[REQUIRED TASK] Copy each line holding the string "React".

[SOURCE MATERIAL]
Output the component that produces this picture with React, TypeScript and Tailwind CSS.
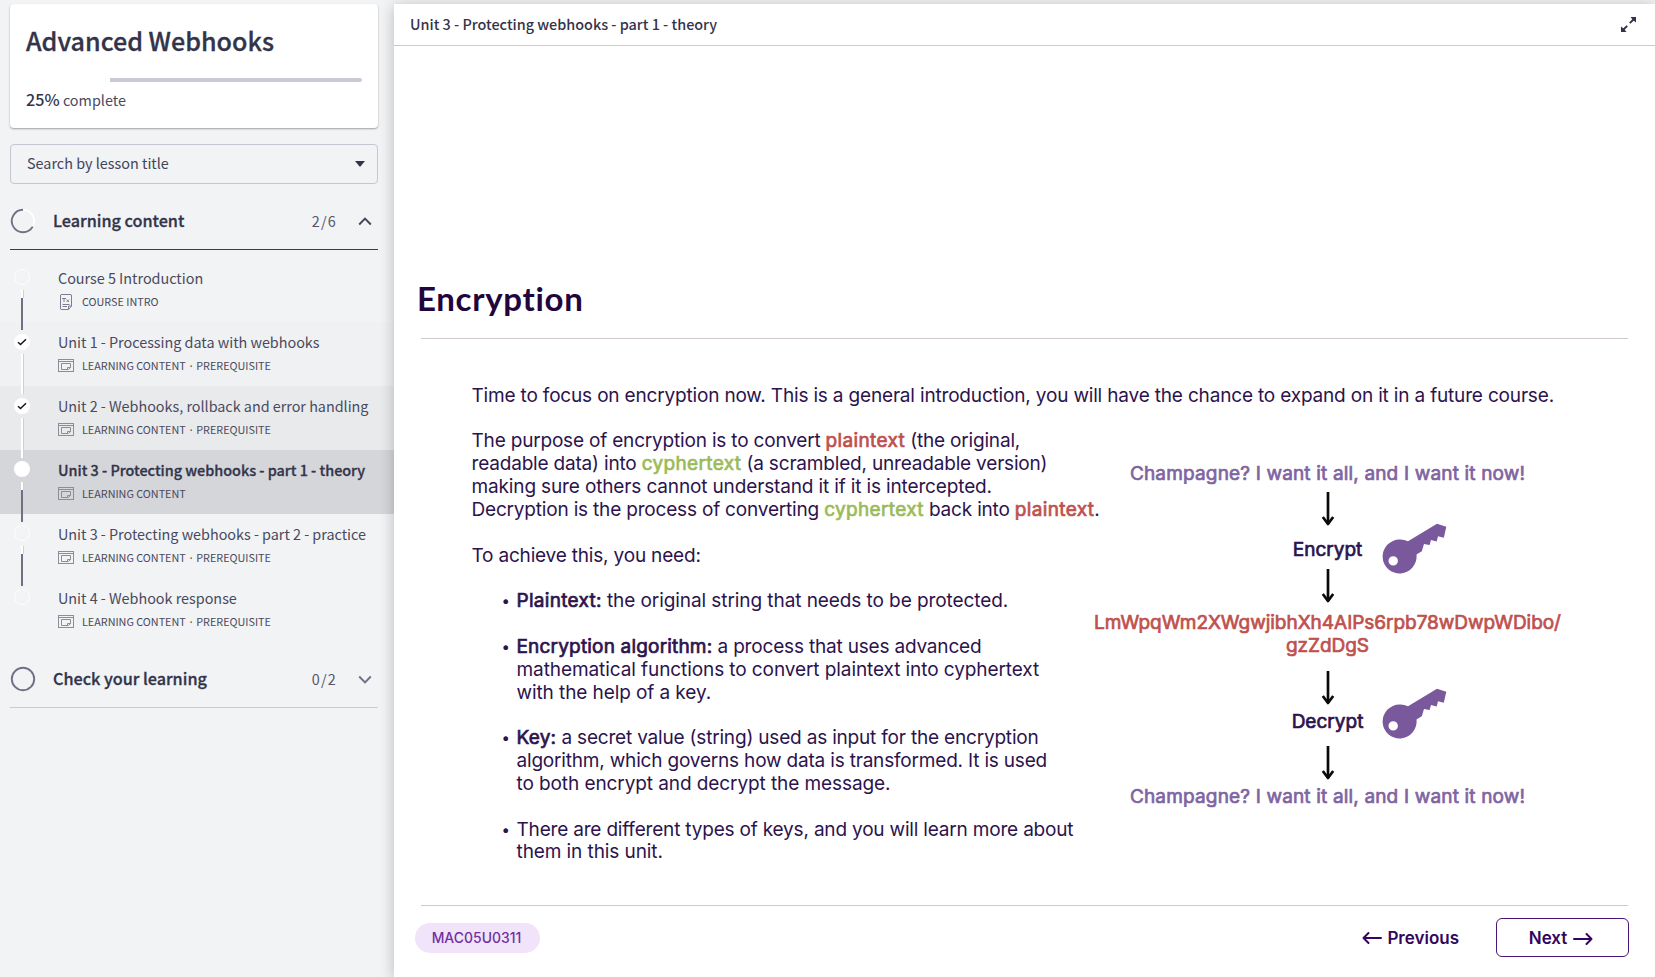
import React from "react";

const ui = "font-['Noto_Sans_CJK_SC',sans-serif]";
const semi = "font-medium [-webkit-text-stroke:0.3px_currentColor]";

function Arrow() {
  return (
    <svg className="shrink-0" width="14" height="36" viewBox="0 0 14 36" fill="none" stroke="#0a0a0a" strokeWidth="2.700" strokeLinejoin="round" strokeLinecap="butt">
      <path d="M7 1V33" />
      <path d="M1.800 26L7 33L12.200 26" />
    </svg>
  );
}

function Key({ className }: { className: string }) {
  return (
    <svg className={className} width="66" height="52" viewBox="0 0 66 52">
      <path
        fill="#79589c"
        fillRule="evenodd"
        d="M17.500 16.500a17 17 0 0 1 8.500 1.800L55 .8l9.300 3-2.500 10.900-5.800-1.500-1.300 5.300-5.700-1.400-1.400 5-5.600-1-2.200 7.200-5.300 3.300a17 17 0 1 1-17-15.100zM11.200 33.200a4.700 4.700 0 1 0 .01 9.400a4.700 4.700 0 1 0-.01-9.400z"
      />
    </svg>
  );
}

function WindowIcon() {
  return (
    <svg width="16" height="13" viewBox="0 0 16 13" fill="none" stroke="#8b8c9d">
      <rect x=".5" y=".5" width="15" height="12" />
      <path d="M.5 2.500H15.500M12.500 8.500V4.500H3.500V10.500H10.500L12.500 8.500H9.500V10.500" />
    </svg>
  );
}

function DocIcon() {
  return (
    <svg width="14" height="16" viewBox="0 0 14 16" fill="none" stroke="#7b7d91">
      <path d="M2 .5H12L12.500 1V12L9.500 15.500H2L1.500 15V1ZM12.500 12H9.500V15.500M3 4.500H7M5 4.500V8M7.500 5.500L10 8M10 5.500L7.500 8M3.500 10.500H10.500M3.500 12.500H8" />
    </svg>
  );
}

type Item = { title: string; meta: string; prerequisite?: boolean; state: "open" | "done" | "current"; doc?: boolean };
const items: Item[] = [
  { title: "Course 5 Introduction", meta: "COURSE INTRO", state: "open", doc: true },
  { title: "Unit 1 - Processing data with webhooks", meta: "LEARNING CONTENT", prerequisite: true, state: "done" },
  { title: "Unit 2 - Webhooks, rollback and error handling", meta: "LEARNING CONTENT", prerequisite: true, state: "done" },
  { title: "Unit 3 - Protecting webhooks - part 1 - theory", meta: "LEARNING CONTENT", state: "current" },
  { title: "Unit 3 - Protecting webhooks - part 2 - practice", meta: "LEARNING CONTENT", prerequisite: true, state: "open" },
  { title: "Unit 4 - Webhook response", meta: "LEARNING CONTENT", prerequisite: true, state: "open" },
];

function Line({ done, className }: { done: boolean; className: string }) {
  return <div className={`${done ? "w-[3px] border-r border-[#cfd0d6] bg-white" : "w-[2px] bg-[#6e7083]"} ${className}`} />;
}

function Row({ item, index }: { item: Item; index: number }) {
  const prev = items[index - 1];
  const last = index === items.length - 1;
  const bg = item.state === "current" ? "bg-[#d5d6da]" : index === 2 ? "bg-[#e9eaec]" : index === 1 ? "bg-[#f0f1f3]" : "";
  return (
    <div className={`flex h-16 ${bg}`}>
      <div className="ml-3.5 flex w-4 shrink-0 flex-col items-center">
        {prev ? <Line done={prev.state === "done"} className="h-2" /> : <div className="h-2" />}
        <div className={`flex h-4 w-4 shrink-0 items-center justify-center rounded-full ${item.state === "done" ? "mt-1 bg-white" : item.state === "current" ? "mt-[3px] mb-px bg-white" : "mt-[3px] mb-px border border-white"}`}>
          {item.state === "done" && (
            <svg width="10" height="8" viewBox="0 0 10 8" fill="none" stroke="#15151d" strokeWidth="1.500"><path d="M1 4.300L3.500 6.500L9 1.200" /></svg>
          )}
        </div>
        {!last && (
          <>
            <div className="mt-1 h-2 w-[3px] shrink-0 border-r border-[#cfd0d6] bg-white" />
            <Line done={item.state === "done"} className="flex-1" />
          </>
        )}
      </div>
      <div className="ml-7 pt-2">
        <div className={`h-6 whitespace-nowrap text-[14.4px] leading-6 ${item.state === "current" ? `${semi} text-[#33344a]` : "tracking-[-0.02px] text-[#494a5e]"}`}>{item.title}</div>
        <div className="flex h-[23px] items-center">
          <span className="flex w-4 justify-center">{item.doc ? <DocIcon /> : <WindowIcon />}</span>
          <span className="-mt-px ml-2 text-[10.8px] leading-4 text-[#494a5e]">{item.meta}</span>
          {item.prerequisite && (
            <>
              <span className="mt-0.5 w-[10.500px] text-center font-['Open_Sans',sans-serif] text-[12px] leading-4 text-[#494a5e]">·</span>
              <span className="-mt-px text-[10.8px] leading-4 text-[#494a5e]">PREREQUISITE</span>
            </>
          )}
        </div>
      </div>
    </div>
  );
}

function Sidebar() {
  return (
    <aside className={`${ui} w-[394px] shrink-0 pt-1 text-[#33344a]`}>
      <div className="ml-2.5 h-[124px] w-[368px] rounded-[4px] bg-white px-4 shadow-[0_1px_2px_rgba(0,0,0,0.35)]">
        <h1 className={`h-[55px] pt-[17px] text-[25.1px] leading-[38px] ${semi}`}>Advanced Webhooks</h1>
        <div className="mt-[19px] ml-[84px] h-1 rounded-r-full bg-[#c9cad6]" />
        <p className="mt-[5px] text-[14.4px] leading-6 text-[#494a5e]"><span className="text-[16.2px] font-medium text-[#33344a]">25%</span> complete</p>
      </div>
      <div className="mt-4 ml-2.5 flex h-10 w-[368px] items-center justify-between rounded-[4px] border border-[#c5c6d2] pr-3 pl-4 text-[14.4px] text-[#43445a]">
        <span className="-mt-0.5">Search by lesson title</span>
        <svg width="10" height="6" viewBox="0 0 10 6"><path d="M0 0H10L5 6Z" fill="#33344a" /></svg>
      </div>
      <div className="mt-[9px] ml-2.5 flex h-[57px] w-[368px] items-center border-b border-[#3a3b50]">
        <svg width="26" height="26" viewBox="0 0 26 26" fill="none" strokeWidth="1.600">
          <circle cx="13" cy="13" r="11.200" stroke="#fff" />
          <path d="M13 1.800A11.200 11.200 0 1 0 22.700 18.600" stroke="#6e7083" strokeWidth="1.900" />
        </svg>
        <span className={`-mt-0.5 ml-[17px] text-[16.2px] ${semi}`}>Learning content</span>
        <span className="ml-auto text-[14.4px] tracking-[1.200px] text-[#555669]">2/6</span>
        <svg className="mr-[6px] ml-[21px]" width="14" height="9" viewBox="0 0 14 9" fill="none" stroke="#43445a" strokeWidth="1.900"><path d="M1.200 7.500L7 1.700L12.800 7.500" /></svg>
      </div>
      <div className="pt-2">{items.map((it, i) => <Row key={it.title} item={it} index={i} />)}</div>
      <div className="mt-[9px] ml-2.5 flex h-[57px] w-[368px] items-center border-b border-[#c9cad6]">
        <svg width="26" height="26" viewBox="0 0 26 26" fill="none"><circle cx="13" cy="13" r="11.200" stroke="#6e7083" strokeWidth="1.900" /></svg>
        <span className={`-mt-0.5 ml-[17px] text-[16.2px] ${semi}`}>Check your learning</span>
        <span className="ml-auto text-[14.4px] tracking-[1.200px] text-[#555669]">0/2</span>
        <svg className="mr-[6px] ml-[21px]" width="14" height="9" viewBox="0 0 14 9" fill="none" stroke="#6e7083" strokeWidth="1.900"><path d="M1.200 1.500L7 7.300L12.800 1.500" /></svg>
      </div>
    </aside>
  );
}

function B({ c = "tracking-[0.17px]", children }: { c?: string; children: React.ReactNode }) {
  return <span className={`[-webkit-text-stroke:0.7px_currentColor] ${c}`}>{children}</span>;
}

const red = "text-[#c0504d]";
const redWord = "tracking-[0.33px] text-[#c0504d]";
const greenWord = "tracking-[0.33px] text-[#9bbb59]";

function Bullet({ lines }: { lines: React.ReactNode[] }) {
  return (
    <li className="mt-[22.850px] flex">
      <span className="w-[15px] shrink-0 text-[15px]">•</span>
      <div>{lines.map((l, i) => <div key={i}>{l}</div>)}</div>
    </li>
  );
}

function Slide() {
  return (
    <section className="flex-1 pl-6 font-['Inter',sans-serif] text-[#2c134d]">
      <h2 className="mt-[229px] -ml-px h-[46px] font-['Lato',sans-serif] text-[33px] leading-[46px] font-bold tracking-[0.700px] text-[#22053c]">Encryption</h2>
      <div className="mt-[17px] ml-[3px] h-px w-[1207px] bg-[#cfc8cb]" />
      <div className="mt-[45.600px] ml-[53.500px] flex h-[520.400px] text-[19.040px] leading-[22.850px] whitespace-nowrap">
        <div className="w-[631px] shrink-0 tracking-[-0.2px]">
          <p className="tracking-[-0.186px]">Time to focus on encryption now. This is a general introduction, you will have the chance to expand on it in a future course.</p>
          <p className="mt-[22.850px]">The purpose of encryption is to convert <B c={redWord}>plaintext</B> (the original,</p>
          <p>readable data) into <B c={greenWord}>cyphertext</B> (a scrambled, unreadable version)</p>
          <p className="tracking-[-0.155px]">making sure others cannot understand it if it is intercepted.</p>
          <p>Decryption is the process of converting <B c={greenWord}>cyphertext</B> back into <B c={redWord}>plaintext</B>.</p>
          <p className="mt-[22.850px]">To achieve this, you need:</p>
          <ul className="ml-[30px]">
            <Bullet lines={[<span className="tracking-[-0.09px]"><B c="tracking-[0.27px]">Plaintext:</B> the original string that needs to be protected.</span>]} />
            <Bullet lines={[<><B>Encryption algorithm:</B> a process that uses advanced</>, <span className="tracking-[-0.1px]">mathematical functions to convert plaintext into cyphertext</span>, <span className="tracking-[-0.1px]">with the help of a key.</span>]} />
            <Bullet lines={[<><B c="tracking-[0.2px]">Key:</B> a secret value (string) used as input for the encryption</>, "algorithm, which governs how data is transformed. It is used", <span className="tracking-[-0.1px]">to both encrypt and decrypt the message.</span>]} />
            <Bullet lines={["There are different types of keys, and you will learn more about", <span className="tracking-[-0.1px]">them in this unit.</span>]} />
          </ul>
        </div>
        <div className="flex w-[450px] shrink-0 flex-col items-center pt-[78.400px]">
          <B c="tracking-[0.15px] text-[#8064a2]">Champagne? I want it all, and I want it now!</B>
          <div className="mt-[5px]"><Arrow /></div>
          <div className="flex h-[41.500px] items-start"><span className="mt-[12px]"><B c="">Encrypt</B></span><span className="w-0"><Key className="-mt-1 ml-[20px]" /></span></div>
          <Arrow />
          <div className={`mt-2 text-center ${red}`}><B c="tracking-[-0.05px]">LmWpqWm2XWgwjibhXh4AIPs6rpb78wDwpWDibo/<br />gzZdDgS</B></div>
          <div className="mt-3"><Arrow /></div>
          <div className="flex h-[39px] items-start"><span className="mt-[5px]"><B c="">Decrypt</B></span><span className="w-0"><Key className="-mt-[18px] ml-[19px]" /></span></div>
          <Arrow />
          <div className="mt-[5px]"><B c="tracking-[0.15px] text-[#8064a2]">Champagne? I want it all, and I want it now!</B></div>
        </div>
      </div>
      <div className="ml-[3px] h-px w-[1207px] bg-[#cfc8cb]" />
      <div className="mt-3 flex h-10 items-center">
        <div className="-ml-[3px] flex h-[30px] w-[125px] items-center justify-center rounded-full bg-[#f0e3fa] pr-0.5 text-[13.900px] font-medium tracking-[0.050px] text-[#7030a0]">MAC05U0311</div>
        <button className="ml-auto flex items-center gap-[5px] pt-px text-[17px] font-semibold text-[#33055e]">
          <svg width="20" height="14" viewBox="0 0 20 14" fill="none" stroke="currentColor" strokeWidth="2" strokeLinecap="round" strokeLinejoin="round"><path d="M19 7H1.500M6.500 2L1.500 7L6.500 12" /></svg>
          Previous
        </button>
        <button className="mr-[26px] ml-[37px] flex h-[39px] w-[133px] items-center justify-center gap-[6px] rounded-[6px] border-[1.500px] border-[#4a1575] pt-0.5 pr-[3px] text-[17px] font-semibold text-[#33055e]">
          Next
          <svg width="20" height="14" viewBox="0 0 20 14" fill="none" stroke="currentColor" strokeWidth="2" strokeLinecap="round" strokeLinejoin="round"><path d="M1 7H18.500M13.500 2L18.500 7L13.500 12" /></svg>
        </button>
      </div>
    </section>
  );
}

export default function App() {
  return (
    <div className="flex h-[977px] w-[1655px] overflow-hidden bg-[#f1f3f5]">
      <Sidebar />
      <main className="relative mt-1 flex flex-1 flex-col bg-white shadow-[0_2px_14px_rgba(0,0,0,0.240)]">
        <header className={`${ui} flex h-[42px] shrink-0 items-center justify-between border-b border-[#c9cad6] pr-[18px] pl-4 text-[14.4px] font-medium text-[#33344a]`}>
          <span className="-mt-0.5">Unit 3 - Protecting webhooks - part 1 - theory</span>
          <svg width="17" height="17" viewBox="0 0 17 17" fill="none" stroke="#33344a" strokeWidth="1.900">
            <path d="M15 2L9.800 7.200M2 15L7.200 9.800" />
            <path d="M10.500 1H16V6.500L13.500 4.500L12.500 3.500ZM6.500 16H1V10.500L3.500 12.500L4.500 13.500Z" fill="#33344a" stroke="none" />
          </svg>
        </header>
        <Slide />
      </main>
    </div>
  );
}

[FULL RESPONSE]
Output the component that produces this picture with React, TypeScript and Tailwind CSS.
import React from "react";
function B({ c = "tracking-[0.17px]", children }: { c?: string; children: React.ReactNode }) {
function Bullet({ lines }: { lines: React.ReactNode[] }) {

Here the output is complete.